When an employee is injured on the job in Florida, employers have legal obligations that begin immediately — from providing first aid access to reporting the claim to your workers comp carrier. Failing to follow Florida's workers comp claim procedures can result in penalties, bad faith claims, and uncovered losses. Here's exactly what Florida small business employers need to do when a workplace injury occurs.
Within minutes: (1) Ensure the injured employee receives appropriate first aid or emergency care. (2) Document the incident — take photos, record witness statements, note conditions at the scene. (3) Provide the employee with the name and contact information for your workers comp insurance carrier. Florida law requires employers to post the name and phone number of the carrier in the workplace (DWC-13 notice). Within 24 hours: Notify your insurance carrier of the incident — do not wait to determine severity.

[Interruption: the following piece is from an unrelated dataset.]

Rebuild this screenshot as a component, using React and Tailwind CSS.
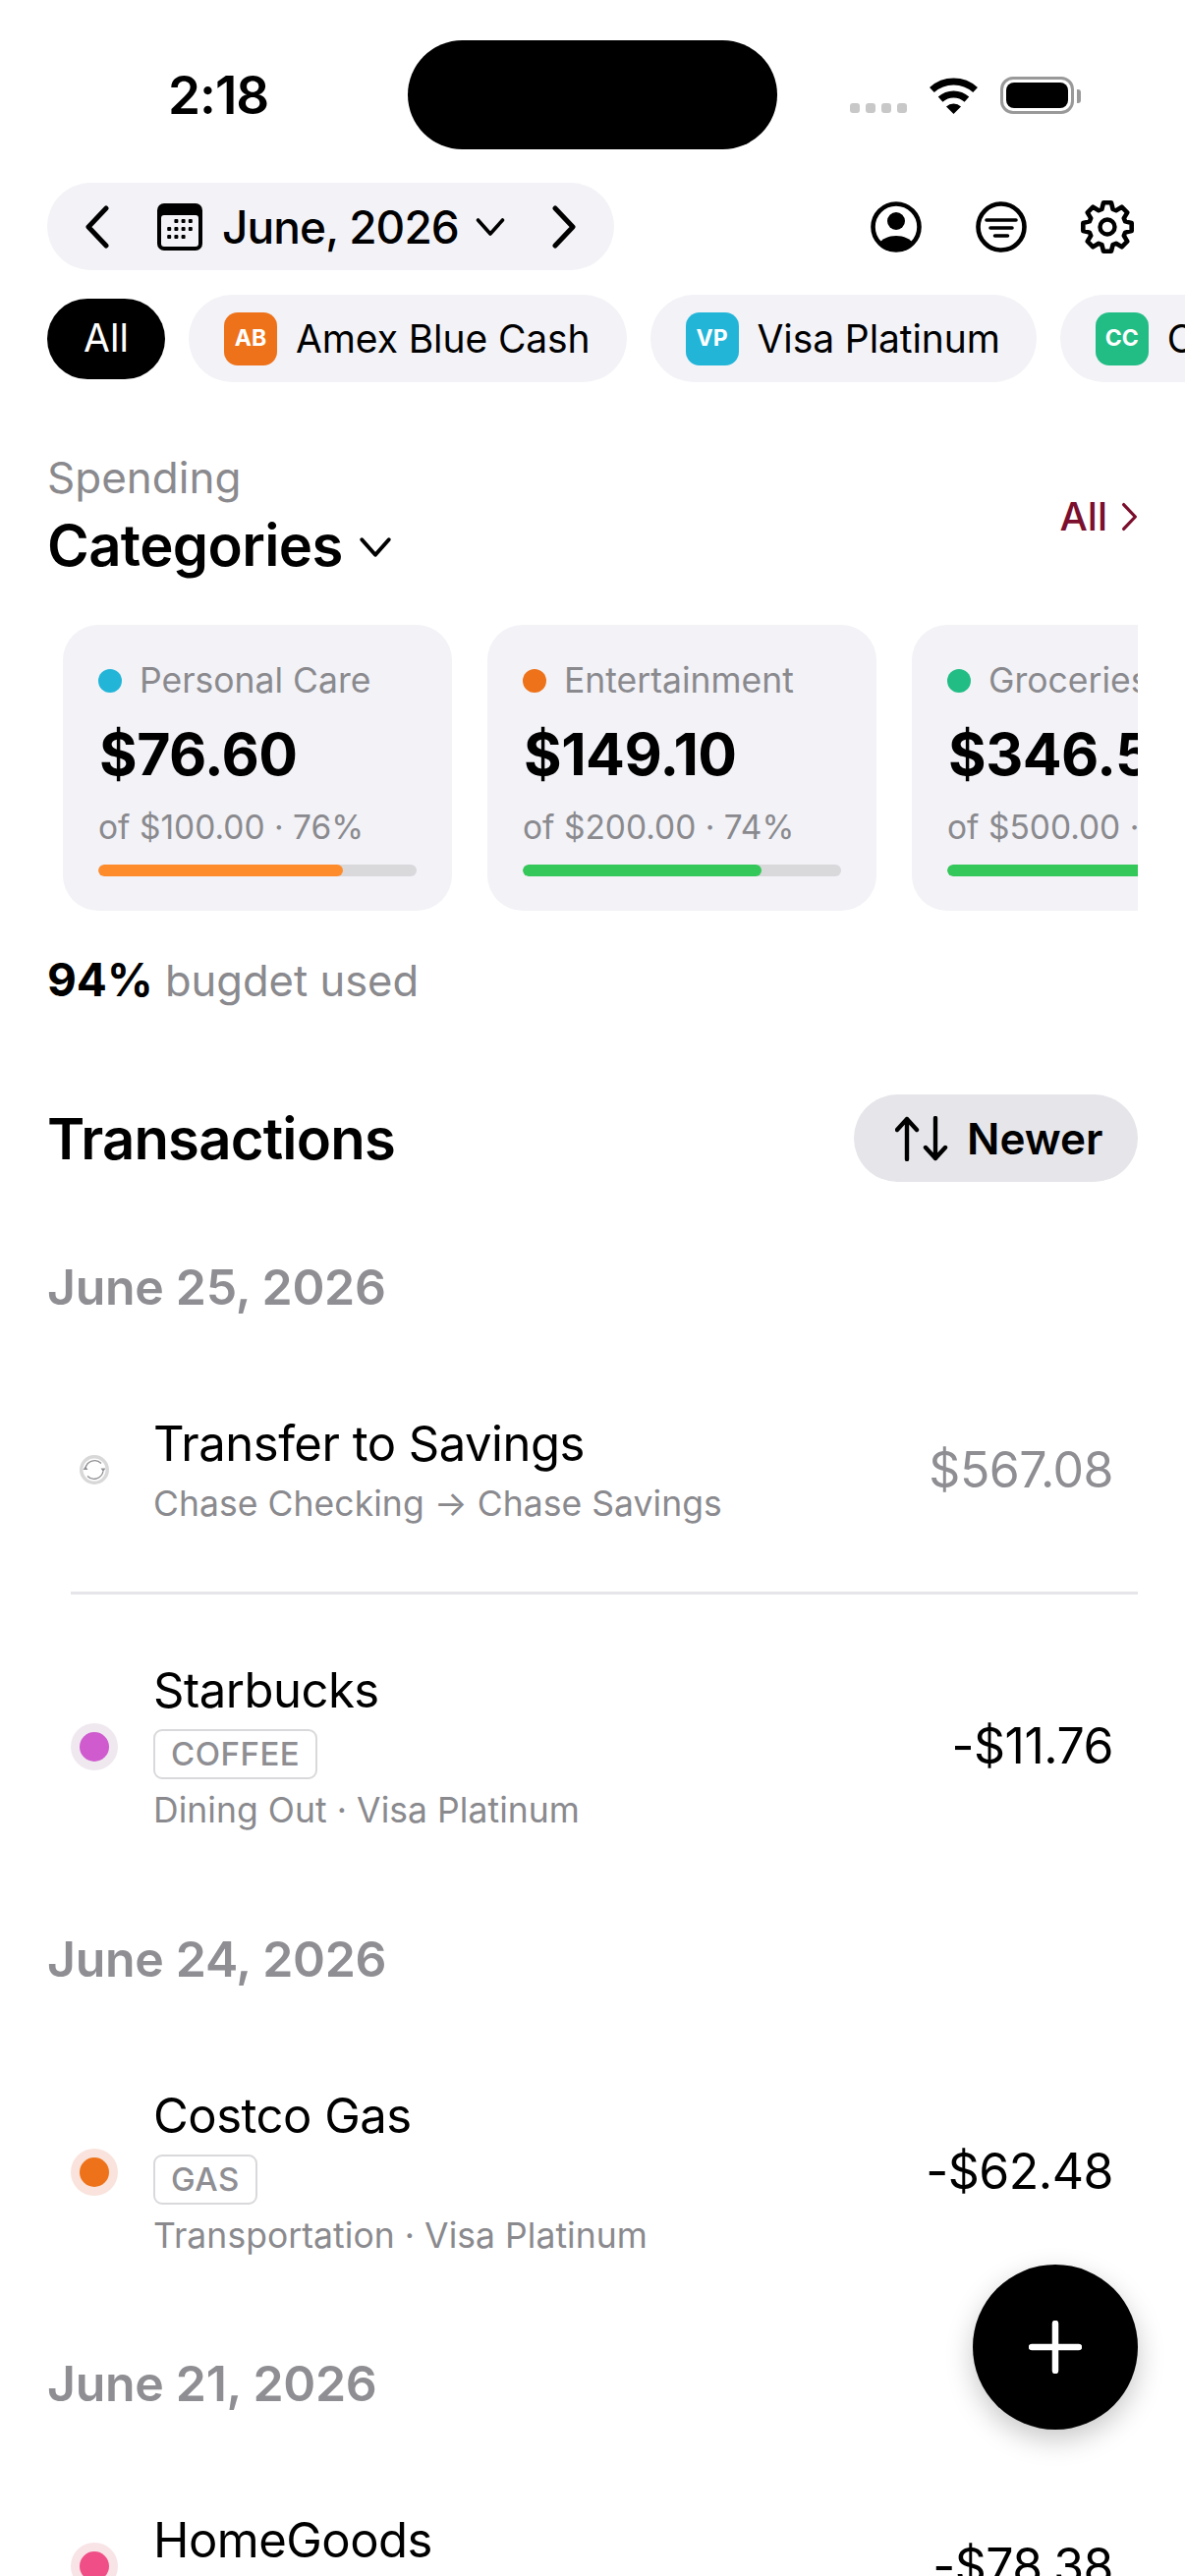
import React from "react";

const cards = [
  { dot: "bg-[#22b5d8]", label: "Personal Care", amount: "$76.60", sub: "of $100.00 · 76%", fill: "bg-[#ff8c2b]", pct: 77 },
  { dot: "bg-[#ee7219]", label: "Entertainment", amount: "$149.10", sub: "of $200.00 · 74%", fill: "bg-[#34c759]", pct: 75 },
  { dot: "bg-[#22bd85]", label: "Groceries", amount: "$346.50", sub: "of $500.00 · 69%", fill: "bg-[#34c759]", pct: 69 },
];

const chips = [
  { badge: "AB", color: "bg-[#ee7219]", name: "Amex Blue Cash" },
  { badge: "VP", color: "bg-[#22b5d8]", name: "Visa Platinum" },
  { badge: "CC", color: "bg-[#22bd85]", name: "Chase Checking" },
];

function gearPath() {
  // 8 teeth, corners get softened by the round stroke join
  const pts = [];
  for (let i = 0; i < 8; i++) {
    const a = (i * Math.PI) / 4 - Math.PI / 2;
    const at = (r, d) => `${(30 + r * Math.cos(a + d)).toFixed(2)} ${(30 + r * Math.sin(a + d)).toFixed(2)}`;
    pts.push(at(19, -0.3), at(25, -0.16), at(25, 0.16), at(19, 0.3));
  }
  return "M" + pts.join("L") + "Z";
}

function Chevron({ dir = "right", className }) {
  const d = dir === "right" ? "M4 3l18 19L4 41" : "M22 3L4 22l18 19";
  return (
    <svg viewBox="0 0 26 44" className={className} fill="none" stroke="currentColor" strokeWidth="5" strokeLinecap="round" strokeLinejoin="round">
      <path d={d} />
    </svg>
  );
}

function SmallDown({ className }) {
  return (
    <svg viewBox="0 0 30 20" className={className} fill="none" stroke="currentColor" strokeWidth="3.6" strokeLinecap="round" strokeLinejoin="round">
      <path d="M2.5 3L15 17 27.5 3" />
    </svg>
  );
}

function CalendarIcon() {
  const dots = [[2, 1], [3, 1], [4, 1], [1, 2], [2, 2], [3, 2], [4, 2], [1, 3], [2, 3], [3, 3]];
  return (
    <svg viewBox="0 0 46 48" className="w-[46px] h-[48px]">
      <rect width="46" height="48" rx="7" fill="#000" />
      <rect x="4" y="12" width="38" height="32" rx="3" fill="#f2f2f7" />
      {dots.map(([c, r]) => (
        <rect key={`${c}-${r}`} x={3 + c * 7.2} y={8 + r * 8} width="4" height="4" rx="1" fill="#000" />
      ))}
    </svg>
  );
}

function WifiIcon() {
  return (
    <svg viewBox="0 0 51 38" className="w-[51px] h-[38px]" fill="none">
      <path d="M3.4 13.5A33 33 0 0 1 47.6 13.5" stroke="#000" strokeWidth="7" />
      <path d="M12.1 23.1A20 20 0 0 1 38.9 23.1" stroke="#000" strokeWidth="7" />
      <path d="M25.5 38L18 30.5A11 11 0 0 1 33 30.5Z" fill="#000" />
    </svg>
  );
}

function ProfileIcon() {
  return (
    <svg viewBox="0 0 52 52" className="w-[52px] h-[52px]" fill="none">
      <circle cx="26" cy="26" r="23.5" stroke="#000" strokeWidth="4.6" />
      <circle cx="26" cy="20" r="9" fill="#000" />
      <path d="M8 43c4-5 10-8 18-8s14 3 18 8c-4 5-11 8-18 8S12 48 8 43Z" fill="#000" />
    </svg>
  );
}

function FilterIcon() {
  return (
    <svg viewBox="0 0 52 52" className="w-[52px] h-[52px]" fill="none" stroke="#000" strokeLinecap="round">
      <circle cx="26" cy="26" r="23.5" strokeWidth="4.6" />
      <path d="M11 19h30M15 27h22M19.500 35h13" strokeWidth="3.6" />
    </svg>
  );
}

function GearIcon() {
  return (
    <svg viewBox="0 0 60 60" className="w-[60px] h-[60px]" fill="none" stroke="#000" strokeLinejoin="round">
      <path d={gearPath()} strokeWidth="4.6" />
      <circle cx="30" cy="30" r="7.500" strokeWidth="4.4" />
    </svg>
  );
}

function SortIcon() {
  return (
    <svg viewBox="0 0 54 46" className="w-[54px] h-[46px]" fill="none" stroke="#000" strokeWidth="4.4" strokeLinecap="round" strokeLinejoin="round">
      <path d="M12 44V3M2 14L12 3l10 11M41 2v41M31 32l10 11 10-11" />
    </svg>
  );
}

function TransferDot() {
  return (
    <svg viewBox="0 0 30 30" className="w-[30px] h-[30px]" fill="none">
      <circle cx="15" cy="15" r="15" fill="#d8d8d8" />
      <circle cx="15" cy="15" r="11.500" fill="#fff" />
      <path d="M6 13.500A9.500 9.500 0 0 1 22 8.500M24 16.500A9.500 9.500 0 0 1 8 21.500" stroke="#8e8e93" strokeWidth="1.300" />
      <path d="M3.500 15L6 11.500 8.500 15ZM21.500 13.500L24 17l2.500-3.500Z" fill="#8e8e93" />
    </svg>
  );
}

function Row({ title, tag, sub, amount, muted, dot, halo, divider }) {
  return (
    <div>
      <div className="flex items-center ml-[72px] mr-[73px] py-[68px]">
        <div className="w-[48px] h-[48px] shrink-0 flex items-center justify-center">
          {dot ? (
            <div className={`w-[48px] h-[48px] rounded-full flex items-center justify-center ${halo}`}>
              <div className={`w-[30px] h-[30px] rounded-full ${dot}`} />
            </div>
          ) : (
            <TransferDot />
          )}
        </div>
        <div className="ml-[36px] flex-1 min-w-0">
          <div className="h-[60px] leading-[60px] text-[49px] tracking-[-0.5px] text-black">{title}</div>
          {tag && (
            <div className="mt-[9px] w-fit h-[51px] px-[16px] border-[2.5px] border-[#d9d9dc] rounded-[9px] flex items-center text-[33px] font-medium tracking-[0.5px] text-[#8e8e93]">
              {tag}
            </div>
          )}
          <div className={`${tag ? "mt-[11px]" : "mt-[10px]"} h-[42px] leading-[42px] text-[35.5px] tracking-[0.05px] text-[#8a8a8e] whitespace-nowrap`}>{sub}</div>
        </div>
        <div className={`text-[50px] tracking-[-0.5px] ${muted ? "text-[#8e8e93]" : "text-black"}`}>{amount}</div>
      </div>
      {divider && <div className="ml-[72px] mr-[48px] h-[3px] bg-[#e5e5ea]" />}
    </div>
  );
}

function DateHeading({ children }) {
  return <div className="mx-[48px] h-[60px] leading-[60px] mb-[32px] text-[50px] font-semibold tracking-[-0.3px] text-[#8e8e93]">{children}</div>;
}

export default function App() {
  return (
    <div className="relative w-[1206px] h-[2622px] overflow-hidden bg-white text-black font-['Inter','Liberation_Sans',sans-serif]">
      {/* status bar */}
      <div className="h-[186px] pt-[41px] flex items-start">
        <div className="w-[415px] h-[111px] pl-[171px] pt-[3px] flex items-center text-[53px] font-semibold tracking-[-1px]">2:18</div>
        <div className="w-[376px] h-[111px] rounded-[56px] bg-black" />
        <div className="flex items-end ml-[74px] mt-[37px]">
          <div className="flex gap-[6px] mb-[1px]">
            {[0, 1, 2, 3].map((i) => (
              <div key={i} className="w-[10px] h-[10px] rounded-[3px] bg-[#c8c8c8]" />
            ))}
          </div>
          <div className="ml-[22px]"><WifiIcon /></div>
          <div className="ml-[22px] w-[75px] h-[38px] border-[3px] border-[#999] rounded-[13px] p-[3px]">
            <div className="w-full h-full rounded-[8px] bg-black" />
          </div>
          <div className="ml-[3px] mb-[11px] w-[4px] h-[14px] rounded-r-[3px] bg-[#999]" />
        </div>
      </div>

      {/* month row */}
      <div className="flex items-center justify-between pl-[48px] pr-[48px]">
        <div className="w-[577px] h-[89px] rounded-full bg-[#f2f2f7] flex items-center pl-[38px]">
          <Chevron dir="left" className="w-[26px] h-[44px]" />
          <div className="ml-[48px]"><CalendarIcon /></div>
          <div className="ml-[20px] text-[46px] font-medium leading-none tracking-[-0.9px] w-[240px] whitespace-nowrap">June, 2026</div>
          <SmallDown className="ml-[18px] w-[30px] h-[20px]" />
          <Chevron dir="right" className="ml-[47px] w-[26px] h-[44px]" />
        </div>
        <div className="flex items-center">
          <ProfileIcon />
          <div className="ml-[55px]"><FilterIcon /></div>
          <div className="ml-[52px] mr-[1px]"><GearIcon /></div>
        </div>
      </div>

      {/* account chips */}
      <div className="mt-[25px] h-[89px] flex items-center gap-[24px] pl-[48px] overflow-hidden">
        <div className="w-[120px] h-[82px] shrink-0 rounded-full bg-black text-white flex items-center justify-center text-[39px] font-normal">All</div>
        {chips.map((c) => (
          <div key={c.badge} className="h-[89px] shrink-0 rounded-full bg-[#f2f2f7] flex items-center pl-[36px] pr-[37px]">
            <div className={`w-[54px] h-[54px] rounded-[14px] ${c.color} text-white flex items-center justify-center text-[23px] font-bold`}>{c.badge}</div>
            <div className="ml-[19px] text-[39px] font-normal tracking-[-0.1px] leading-none whitespace-nowrap">{c.name}</div>
          </div>
        ))}
      </div>

      {/* spending header */}
      <div className="mt-[71px] mx-[48px] flex items-center justify-between">
        <div>
          <div className="h-[52px] leading-[52px] text-[44px] text-[#8a8a8e]">Spending</div>
          <div className="flex items-center mt-[7px] h-[72px]">
            <span className="text-[58px] font-semibold tracking-[-0.6px] leading-none">Categories</span>
            <SmallDown className="ml-[16px] w-[34px] h-[22px] mt-[4px]" />
          </div>
        </div>
        <div className="flex items-center text-[#7b0f2d] text-[40px] font-medium">
          All
          <Chevron dir="right" className="ml-[14px] w-[17px] h-[30px]" />
        </div>
      </div>

      {/* category cards */}
      <div className="mt-[45px] ml-[48px] w-[1110px] overflow-hidden flex gap-[36px] pl-[16px]">
        {cards.map((c) => (
          <div key={c.label} className="w-[396px] h-[291px] shrink-0 rounded-[36px] bg-[#f2f2f7] pt-[36px] px-[36px]">
            <div className="flex items-center h-[42px]">
              <div className={`w-[24px] h-[24px] rounded-full ${c.dot}`} />
              <div className="ml-[18px] text-[35.5px] text-[#8a8a8e] whitespace-nowrap">{c.label}</div>
            </div>
            <div className="mt-[22px] ml-[1px] h-[64px] leading-[64px] text-[59px] font-bold tracking-[-0.5px] whitespace-nowrap">{c.amount}</div>
            <div className="mt-[21px] h-[42px] leading-[42px] text-[33.5px] text-[#8a8a8e] whitespace-nowrap">{c.sub}</div>
            <div className="mt-[17px] h-[12px] rounded-full bg-[#d9d9dc] overflow-hidden">
              <div className={`h-full rounded-full ${c.fill}`} style={{ width: `${c.pct}%` }} />
            </div>
          </div>
        ))}
      </div>

      <div className="mt-[43px] mx-[48px] h-[54px] leading-[54px] text-[43.5px] text-[#8a8a8e]">
        <span className="font-bold text-black text-[46px]">94%</span> bugdet used
      </div>

      {/* transactions */}
      <div className="mt-[90px] mx-[48px] flex items-center justify-between">
        <div className="text-[58px] font-semibold tracking-[-0.8px] leading-none">Transactions</div>
        <div className="w-[289px] h-[89px] rounded-full bg-[#e5e5ea] flex items-center pl-[42px]">
          <SortIcon />
          <span className="ml-[19px] text-[44px] font-semibold leading-none">Newer</span>
        </div>
      </div>

      <div className="mt-[77px]">
        <DateHeading>June 25, 2026</DateHeading>
        <Row title="Transfer to Savings" sub="Chase Checking → Chase Savings" amount="$567.08" muted divider />
        <Row title="Starbucks" tag="COFFEE" sub="Dining Out · Visa Platinum" amount="-$11.76" dot="bg-[#cf5bcf]" halo="bg-[#efe9ef]" />
      </div>
      <div className="mt-[32px]">
        <DateHeading>June 24, 2026</DateHeading>
        <Row title="Costco Gas" tag="GAS" sub="Transportation · Visa Platinum" amount="-$62.48" dot="bg-[#ee7219]" halo="bg-[#f9e3dc]" />
      </div>
      <div className="mt-[31px]">
        <DateHeading>June 21, 2026</DateHeading>
        <Row title="HomeGoods" sub="Shopping · Visa Platinum" amount="-$78.38" dot="bg-[#ef4f86]" halo="bg-[#f8e3e7]" />
      </div>

      {/* add button */}
      <div className="absolute right-[48px] top-[2305px] w-[168px] h-[168px] rounded-full bg-black shadow-[0_10px_28px_rgba(0,0,0,0.22)] flex items-center justify-center">
        <svg viewBox="0 0 54 54" className="w-[54px] h-[54px]" fill="none" stroke="#fff" strokeWidth="6.500" strokeLinecap="round">
          <path d="M27 3v48M3 27h48" />
        </svg>
      </div>
    </div>
  );
}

Florida Statutes §440.185 requires employers to report workplace injuries to their workers comp insurance carrier within 7 days of knowledge of the injury. The carrier then has 3 days to either pay benefits or deny the claim. Missing the 7-day reporting window can result in employer penalties and complicate the claim. For injuries requiring more than 7 days of missed work, the injury must be reported to the Florida Division of Workers Compensation via the First Report of Injury or Illness (DWC-1 form).
Florida's workers comp system requires injured employees to receive treatment from an 'authorized treating physician' — a provider within your insurer's network. Sending an employee to a non-network provider (without carrier authorization) can result in the employer paying out-of-pocket for treatment. In emergencies, the employee may go to any ER; for non-emergency treatment, direct them to your carrier's authorized provider list immediately. Violation of this process is a common and expensive error for small business employers.
The First Report of Injury or Illness (DWC-1) is the official Florida workers comp claim form. Your carrier typically files this on your behalf upon notification. You'll need: employee's name, address, SSN; date, time, and location of injury; description of how the injury occurred; nature of injury and body part affected; treating physician information; wage information for benefit calculation. Keep a copy for your records — audit trail documentation is essential if disputes arise.
Florida encourages modified duty return-to-work programs — transitional work arrangements that allow injured employees to return to work in a limited capacity while recovering. Employees on modified duty stop receiving temporary total disability (TTD) benefits, reducing your claims cost and EMR impact. Develop a written modified duty program in advance — when an injury happens is not the time to design one. Light-duty roles should be documented as real job functions, not make-work positions.
Employers must notify their carrier within 7 days of injury knowledge. The carrier has 3 business days to begin benefits or issue a denial. The full claim resolution timeline varies from weeks to years depending on injury severity.
Failure to report within 7 days can result in a penalty from the Division of Workers Compensation. It can also complicate coverage disputes if the claim is later denied or disputed.
Not initially — Florida workers comp requires treatment from an authorized treating physician in the insurer's network, except in emergencies. One-time change of physician requests are permitted under Florida law.